The simplest algorithm scans the candidate and tries to match query characters in order. It yields a boolean match and possibly positions. To rank candidates, you assign scores based on positions: contiguous runs, early matches, word boundary bonuses, and penalties for gaps.
Deep Dive into the concept
fzf uses a scoring model that favors contiguous matches and word boundaries. A typical scoring function includes:
- Bonus for matches at the start of a word or path segment.
- Bonus for consecutive matches.
- Penalty for large gaps between matched characters.
- Slight penalty for late matches.
A DP-based approach can compute an optimal score, but it is more expensive. fzf provides two algorithms: a fast greedy method and a slower optimal method. For large candidate sets, you want a fast heuristic that is “good enough” but stable.
You also need to support case-insensitive matching and normalized paths. For example, query “mrg” should match “my_rust_grep” strongly due to word boundaries. These heuristics are the difference between a tool that feels smart and one that feels random.
How this fits on projects
This matcher is the core of the interactive fuzzy finder (P14) and a common feature in modern CLIs.
Definitions & key terms
- subsequence -> characters appear in order, not necessarily contiguous
- scoring heuristic -> rule that assigns match quality score
- word boundary -> transition between path segments or case changes
- DP -> dynamic programming for optimal scoring
Mental model diagram (ASCII)
query: s r c
text: s o u r c e
match: s . . r c .
score: contiguous bonus + early bonus
How it works (step-by-step)
- Normalize query and candidate (case fold if needed).
- Scan candidate to see if query is a subsequence.
- Record match positions and compute score.
- Sort candidates by score.
Minimal concrete example
func match(q, s string) (score int, ok bool) { /* subsequence + score */ }
Common misconceptions
- Misconception: fuzzy matching is edit distance. Correction: fzf-style is subsequence-based, not Levenshtein.

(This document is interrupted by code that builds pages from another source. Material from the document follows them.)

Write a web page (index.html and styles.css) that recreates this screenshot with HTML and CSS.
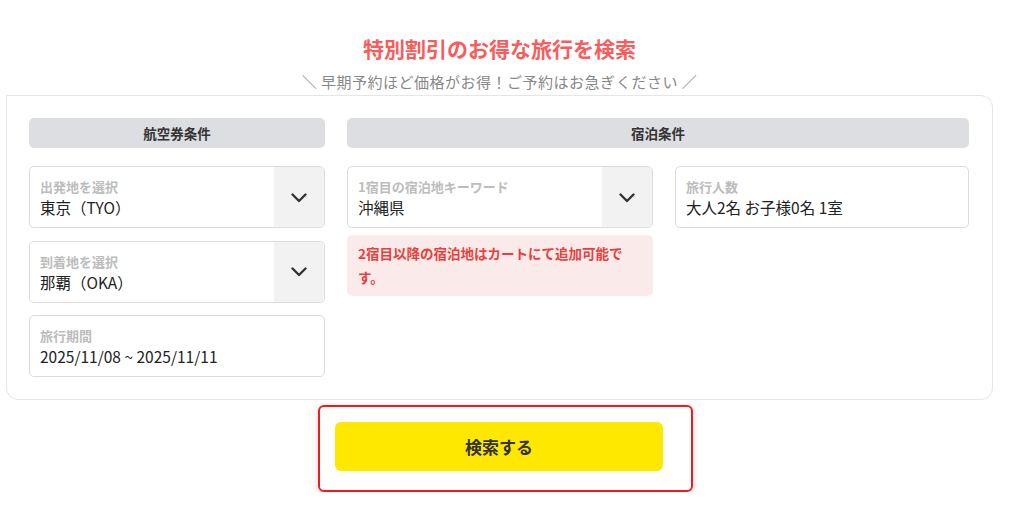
FILE: index.html
```html
<!DOCTYPE html>
<html lang="ja">
<head>
<meta charset="utf-8">
<title>特別割引のお得な旅行を検索</title>
<link rel="stylesheet" href="styles.css">
</head>
<body>
<div class="page">
  <h1 class="title">特別割引のお得な旅行を検索</h1>
  <p class="subtitle">＼ 早期予約ほど価格がお得！ご予約はお急ぎください ／</p>
  <div class="panel">
    <div class="col col-air">
      <div class="col-head">航空券条件</div>
      <div class="field">
        <div class="field-body">
          <div class="label">出発地を選択</div>
          <div class="value">東京（TYO）</div>
        </div>
        <div class="drop"><svg width="16" height="10" viewBox="0 0 16 10"><polyline points="1.5,1.5 8,8 14.5,1.5" fill="none" stroke="#333" stroke-width="2.4" stroke-linecap="round" stroke-linejoin="round"/></svg></div>
      </div>
      <div class="field">
        <div class="field-body">
          <div class="label">到着地を選択</div>
          <div class="value">那覇（OKA）</div>
        </div>
        <div class="drop"><svg width="16" height="10" viewBox="0 0 16 10"><polyline points="1.5,1.5 8,8 14.5,1.5" fill="none" stroke="#333" stroke-width="2.4" stroke-linecap="round" stroke-linejoin="round"/></svg></div>
      </div>
      <div class="field">
        <div class="field-body">
          <div class="label">旅行期間</div>
          <div class="value">2025/11/08 ~ 2025/11/11</div>
        </div>
      </div>
    </div>
    <div class="col col-stay">
      <div class="col-head">宿泊条件</div>
      <div class="stay-grid">
        <div class="stay-left">
          <div class="field">
            <div class="field-body">
              <div class="label">1宿目の宿泊地キーワード</div>
              <div class="value">沖縄県</div>
            </div>
            <div class="drop"><svg width="16" height="10" viewBox="0 0 16 10"><polyline points="1.5,1.5 8,8 14.5,1.5" fill="none" stroke="#333" stroke-width="2.4" stroke-linecap="round" stroke-linejoin="round"/></svg></div>
          </div>
          <div class="notice">2宿目以降の宿泊地はカートにて追加可能です。</div>
        </div>
        <div class="stay-right">
          <div class="field">
            <div class="field-body">
              <div class="label">旅行人数</div>
              <div class="value">大人2名 お子様0名 1室</div>
            </div>
          </div>
        </div>
      </div>
    </div>
  </div>
  <div class="btn-wrap">
    <button class="search-btn" type="button">検索する</button>
  </div>
</div>
</body>
</html>
```
FILE: styles.css
```css
* { box-sizing: border-box; }
html, body { margin: 0; padding: 0; background: #fff; }
body {
  font-family: "Noto Sans CJK JP", "Noto Sans", sans-serif;
  color: #222;
}
.page {
  width: 987px;
  margin-left: 6px;
}
.title {
  margin: 0;
  padding-top: 33px;
  font-size: 21px;
  line-height: 30px;
  font-weight: 700;
  color: #fa5b5b;
  text-align: center;
}
.subtitle {
  margin: 8px 0 2px;
  font-size: 15px;
  line-height: 22px;
  letter-spacing: 0.5px;
  color: #888;
  text-align: center;
}
.panel {
  border: 1px solid #e6e6e6;
  border-radius: 0 12px 12px 12px;
  padding: 22px 22px 22px;
  display: grid;
  grid-template-columns: 296px 622px;
  column-gap: 22px;
  align-items: start;
}
.col {
  display: flex;
  flex-direction: column;
  gap: 12.5px;
}
.col-head {
  height: 30px;
  background: #dddee1;
  border-radius: 5px;
  font-size: 13.5px;
  font-weight: 700;
  color: #333;
  display: flex;
  align-items: center;
  justify-content: center;
  margin-bottom: 5.5px;
}
.field {
  height: 62px;
  border: 1px solid #dcdcdc;
  border-radius: 5px;
  display: flex;
  overflow: hidden;
  background: #fff;
}
.field-body {
  flex: 1;
  padding: 0 10px;
  display: flex;
  flex-direction: column;
  justify-content: center;
  padding-top: 1px;
}
.label {
  font-size: 13px;
  line-height: 19px;
  font-weight: 700;
  color: #bcbcbc;
}
.value {
  font-size: 15.5px;
  line-height: 22px;
  color: #222;
}
.drop {
  width: 50px;
  background: #f2f2f2;
  display: flex;
  align-items: center;
  justify-content: center;
  padding-top: 1px;
}
.stay-grid {
  display: grid;
  grid-template-columns: 306px 294px;
  column-gap: 22px;
  align-items: start;
}
.stay-left {
  display: flex;
  flex-direction: column;
  gap: 7px;
}
.notice {
  background: #fbeaea;
  border-radius: 5px;
  padding: 6px 22px 7px 11px;
  font-size: 13.5px;
  line-height: 24px;
  font-weight: 700;
  color: #e8403c;
}
.btn-wrap {
  margin: 5px 0 0 312px;
  width: 375px;
  height: 87px;
  border: 2px solid #f21a1a;
  border-radius: 6px;
  padding: 15px 28px 19px 15px;
  box-shadow: 0 2px 6px rgba(0,0,0,0.18);
}
.search-btn {
  display: block;
  width: 328px;
  height: 49px;
  border: none;
  border-radius: 6px;
  background: #ffe800;
  font-family: "Noto Sans CJK JP", "Noto Sans", sans-serif;
  font-size: 17px;
  font-weight: 700;
  color: #333;
  cursor: pointer;
}
```
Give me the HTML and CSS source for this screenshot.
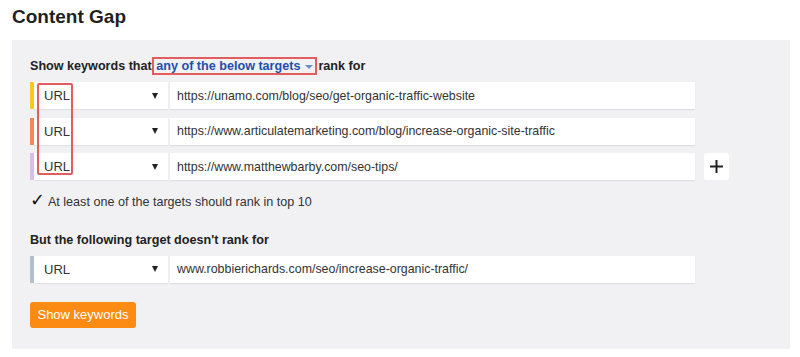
FILE: index.html
```html
<!DOCTYPE html>
<html lang="en">
<head>
    <meta charset="UTF-8">
    <meta name="viewport" content="width=device-width, initial-scale=1.0">
    <title>Content Gap</title>
    <link rel="stylesheet" href="styles.css">
</head>
<body>
    <h1>Content Gap</h1>
    <div class="panel">
        <div class="heading">
            Show keywords that
            <span class="mode">any of the below targets <span class="caret"></span></span>
            rank for
        </div>

        <div class="targets">
            <div class="row">
                <span class="bar yellow"></span>
                <div class="select">URL <span class="arrow"></span></div>
                <div class="url">https://unamo.com/blog/seo/get-organic-traffic-website</div>
            </div>
            <div class="row">
                <span class="bar orange"></span>
                <div class="select">URL <span class="arrow"></span></div>
                <div class="url">https://www.articulatemarketing.com/blog/increase-organic-site-traffic</div>
            </div>
            <div class="row">
                <span class="bar lilac"></span>
                <div class="select">URL <span class="arrow"></span></div>
                <div class="url">https://www.matthewbarby.com/seo-tips/</div>
                <button class="add">
                    <svg width="13" height="13" viewBox="0 0 13 13"><path d="M6.5 0v13M0 6.5h13" stroke="#222" stroke-width="2"/></svg>
                </button>
            </div>
            <div class="mark"></div>
        </div>

        <div class="check"><span class="tick">&#10003;</span> At least one of the targets should rank in top 10</div>

        <div class="heading second">But the following target doesn't rank for</div>

        <div class="row">
            <span class="bar grey"></span>
            <div class="select">URL <span class="arrow"></span></div>
            <div class="url">www.robbierichards.com/seo/increase-organic-traffic/</div>
        </div>

        <button class="submit">Show keywords</button>
    </div>
</body>
</html>
```

FILE: styles.css
```css
body {
    font-family: "Liberation Sans", Arial, sans-serif;
    background-color: #fff;
    color: #333;
    margin: 0;
    padding: 0;
}

h1 {
    font-size: 19px;
    font-weight: bold;
    color: #1f1f1f;
    margin: 0;
    padding: 5px 0 0 12px;
    height: 35px;
    line-height: 24px;
}

.panel {
    background-color: #f1f1f4;
    margin-left: 12px;
    width: 778px;
    padding: 17px 0 21px 18px;
    box-sizing: border-box;
}

.heading {
    font-size: 12.6px;
    font-weight: bold;
    color: #222;
    line-height: 18px;
    height: 18px;
    margin-bottom: 7px;
}

.mode {
    color: #1d4fae;
    border: 2px solid #e35d5f;
    padding: 0 2px;
    margin: 0 -2px 0 -3px;
}

.caret {
    display: inline-block;
    width: 0;
    height: 0;
    border-left: 4px solid transparent;
    border-right: 4px solid transparent;
    border-top: 4px solid #6f8cc4;
    vertical-align: middle;
    margin-left: 1px;
}

.targets {
    position: relative;
}

.row {
    display: flex;
    align-items: stretch;
    height: 27px;
    margin-bottom: 8.5px;
    font-size: 12.4px;
}

.bar {
    width: 4px;
}

.yellow { background-color: #f8c923; }
.orange { background-color: #f6875c; }
.lilac { background-color: #dcbde7; }
.grey { background-color: #b3bfcc; }

.select {
    background-color: #fff;
    width: 134px;
    display: flex;
    align-items: center;
    justify-content: space-between;
    padding: 0 10px 0 10px;
    box-sizing: border-box;
    color: #333;
    font-size: 13px;
    margin-right: 2px;
    box-shadow: 0 1px 1px rgba(0, 0, 0, 0.06);
}

.arrow {
    width: 0;
    height: 0;
    border-left: 3.5px solid transparent;
    border-right: 3.5px solid transparent;
    border-top: 6px solid #222;
}

.url {
    background-color: #fff;
    width: 525px;
    display: flex;
    align-items: center;
    padding-left: 7px;
    box-sizing: border-box;
    color: #333;
    box-shadow: 0 1px 1px rgba(0, 0, 0, 0.08);
}

.add {
    width: 25px;
    margin-left: 9px;
    border: none;
    border-radius: 3px;
    background-color: #fff;
    padding: 0;
    display: flex;
    align-items: center;
    justify-content: center;
}

.mark {
    position: absolute;
    left: 7px;
    top: 1px;
    width: 36px;
    height: 92px;
    border: 2px solid #e35d5f;
    border-radius: 2px;
    box-sizing: border-box;
}

.check {
    font-size: 12.6px;
    line-height: 18px;
    height: 18px;
    margin-top: 12.5px;
    color: #333;
}

.tick {
    font-family: "DejaVu Sans", sans-serif;
    font-size: 18px;
    line-height: 0;
    color: #111;
}

.heading.second {
    margin-top: 20px;
    margin-bottom: 7px;
}

.submit {
    display: block;
    margin-top: 19px;
    width: 106px;
    height: 26px;
    background-color: #fc8b14;
    color: #fff;
    border: none;
    border-radius: 3px;
    font-family: "Liberation Sans", Arial, sans-serif;
    font-size: 13px;
    padding: 0;
}
```
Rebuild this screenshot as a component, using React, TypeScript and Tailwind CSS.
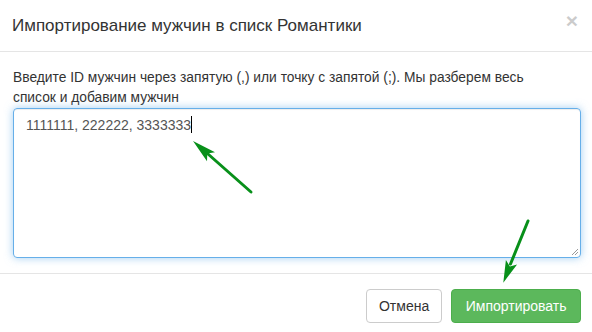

- Misconception: higher score always means longer match. Correction: scoring is heuristic and context-dependent.
Check-your-understanding questions
- Why are word boundary bonuses important?
- What is the difference between subsequence and substring?
- Why might DP be too slow for large candidate sets?
Check-your-understanding answers
- They make matches align with human expectations.
- Subsequence allows gaps; substring requires contiguous chars.
- DP is O(n*m) per candidate and expensive at scale.
Real-world applications
- fzf and interactive pickers
- IDE file search
Where you’ll apply it
- This project: Section 4.4 Algorithm Overview and Section 6.2 Tests.
- Also used in: P14-interactive-fuzzy-finder-full-fzf-clone.
References
- fzf source code (algo.go)
- Smith-Waterman style scoring (for comparison)
Key insights
A good fuzzy matcher is mostly about scoring that matches human intuition.
Summary
Fuzzy matching balances correctness, scoring quality, and speed for large candidate sets.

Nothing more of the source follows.